I spent much of the first semester mentally making excuses for OG, his personality not the cheating. He wasn't from the US (home was in sub-Saharan Africa) and the first thing that I didn't like about him was the way he spoke, not accent but mannerisms and volume; volume was actually the first thing that annoyed me. I told myself that maybe that's normal in his home country. Then when he kept being "sick" for tests, I thought maybe he's gotten away with that his whole life and so doesn't understand how much the rest of us resent it; maybe his family was important/rich enough at home he could get away with shit like that growing up.** Obviously when he refused to help cook or clean up dinner on a camping trip, it was because in the culture he grew up in, it was "women's work". So on and so forth. One day, as I was mentally excusing some behavior I'd find annoying in anyone else, I realized that all of his countryman couldn't possibly be that obnoxious, I was being extremely unfair to them, and he was a jerk no matter where he grew up.

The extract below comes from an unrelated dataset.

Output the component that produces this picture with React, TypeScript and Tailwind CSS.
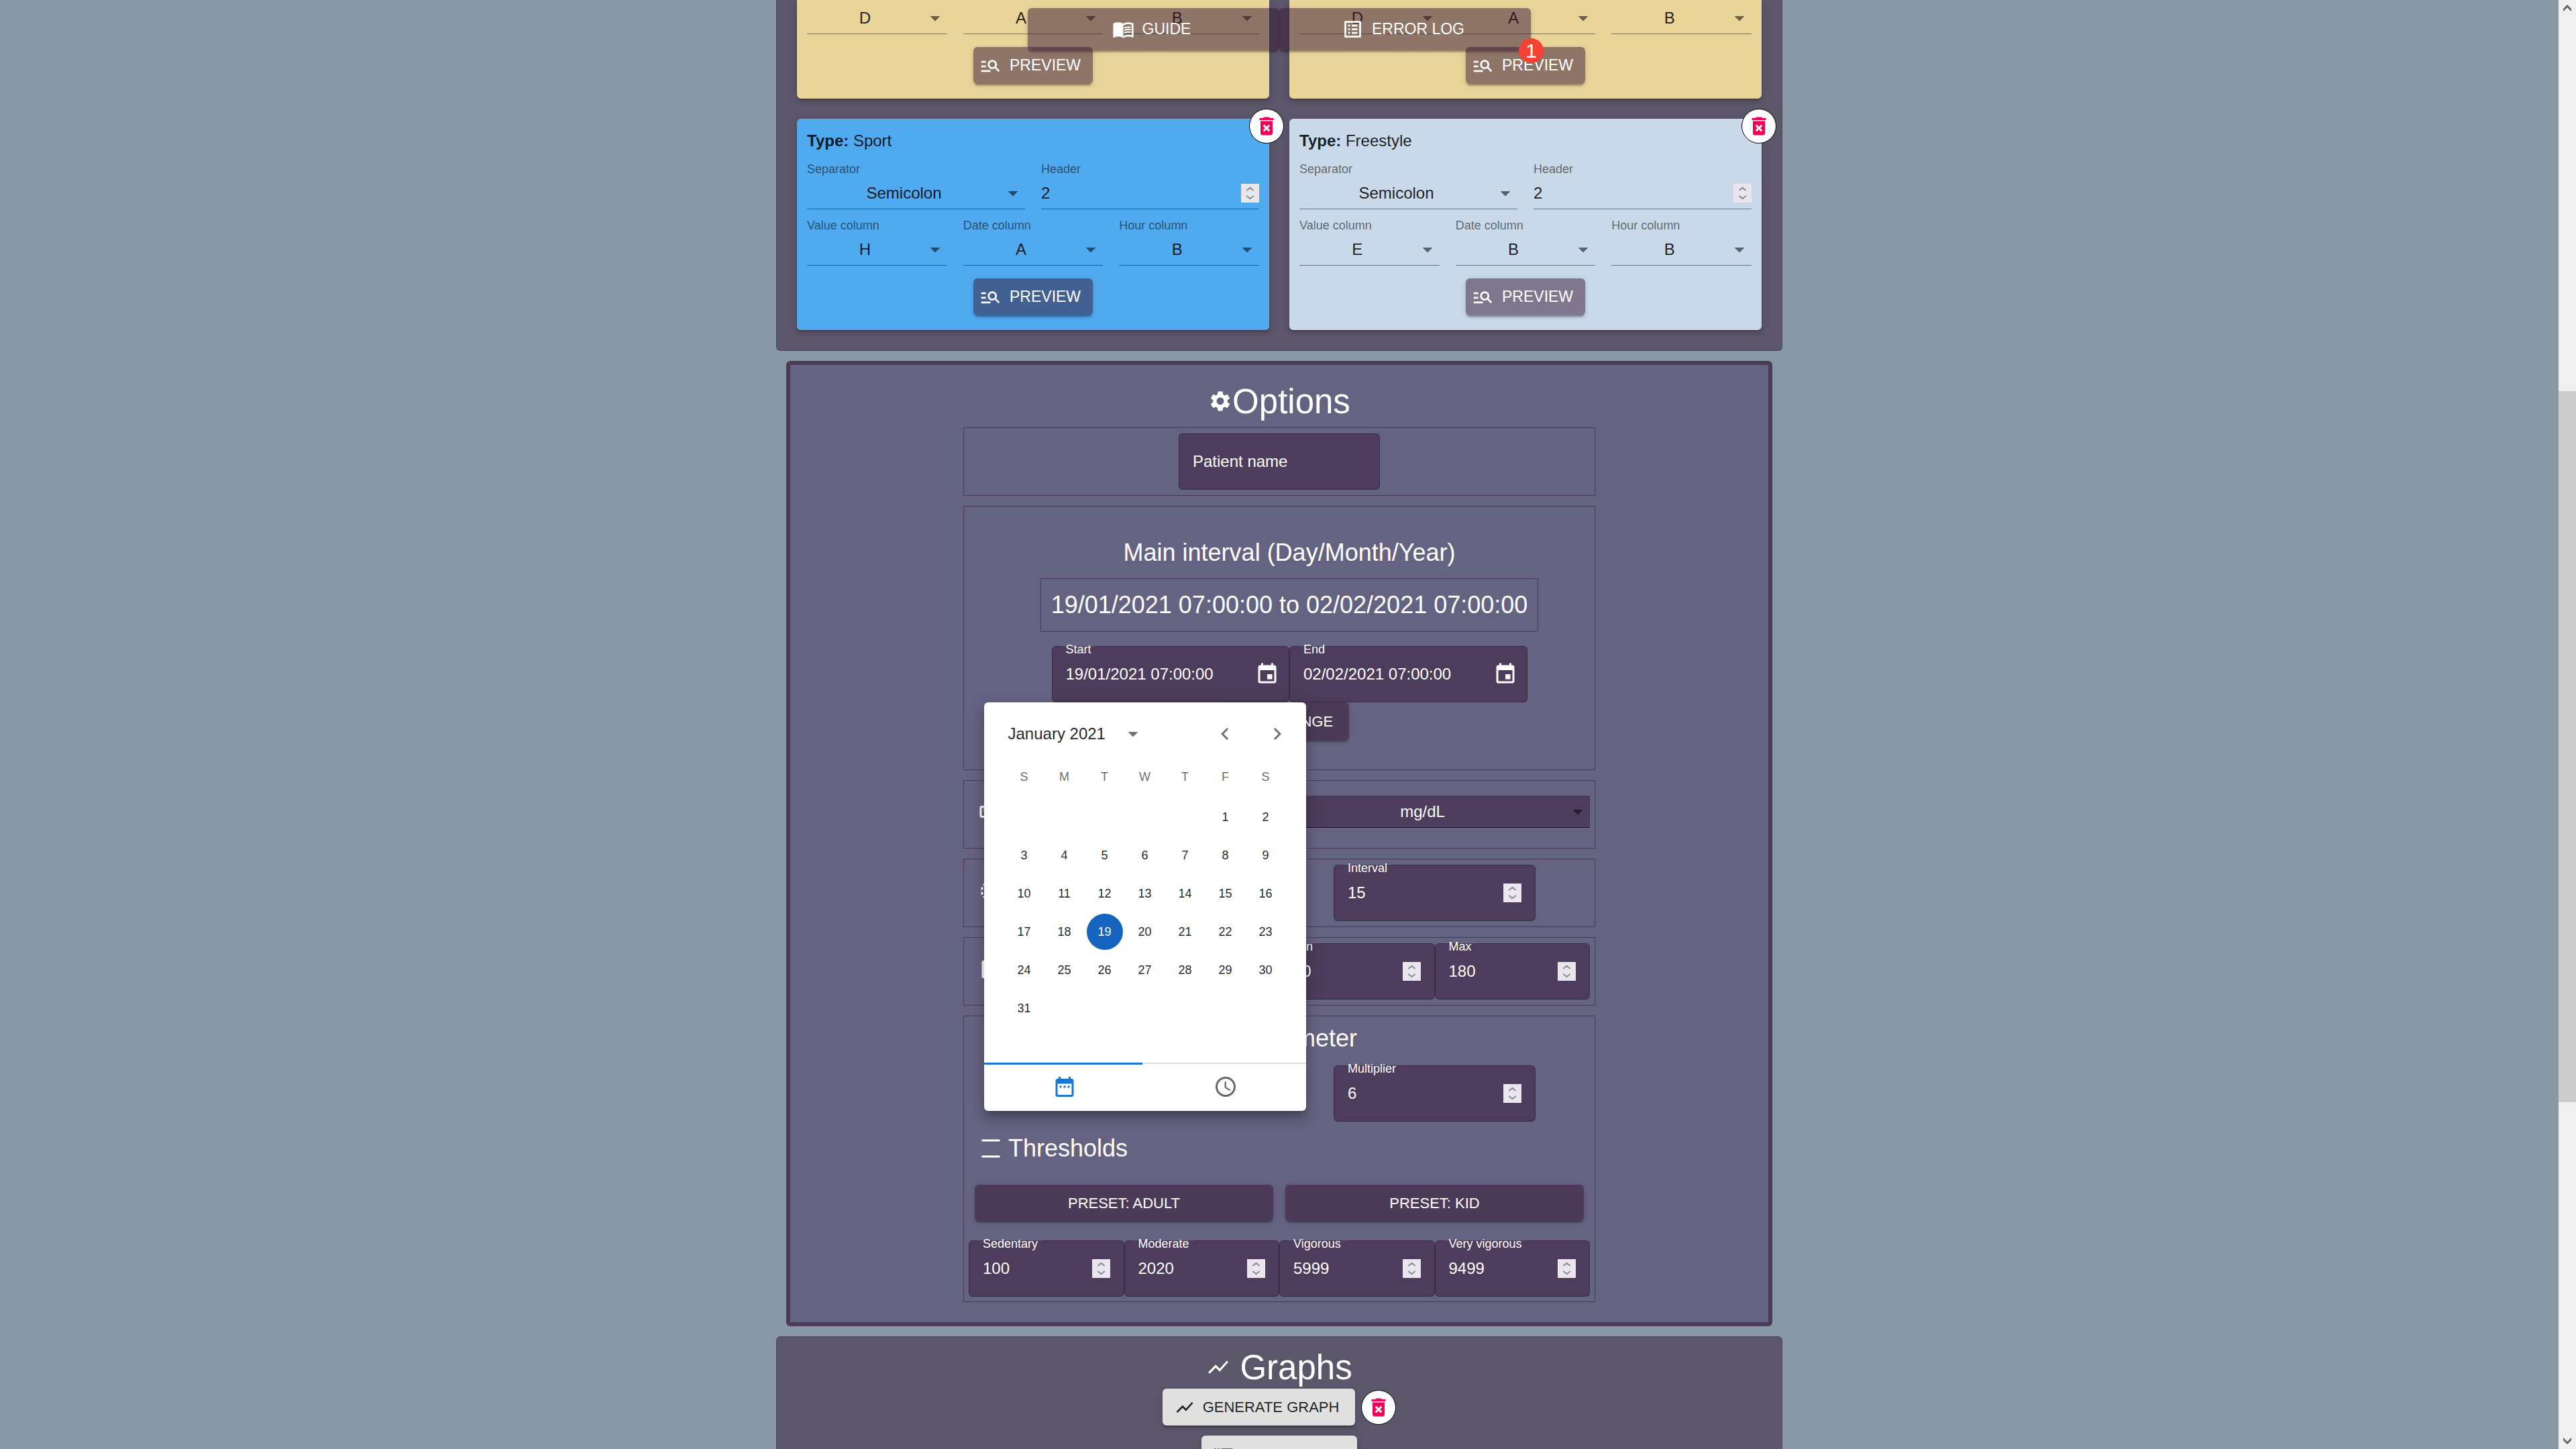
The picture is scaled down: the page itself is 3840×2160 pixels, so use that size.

*Migraines can be horrible and debilitating, I know. He may have even suffered from such migraines but since he was sick with something for every test I was highly suspicious.

^After a certain point in the semester you can't withdraw for a course without grade determination (W), it's either 'WP' or 'WF'; even later in the semester it has to be a 'WF'. A 'WF' and counts against your GPA, 'W' and 'WP' has no impact on it.

**I guessed his family had money or connections because he was going to school in the US and had no obvious means of support here. He certainly didn't seem to be the kind of student who would catch the eye of some scholarship granting group.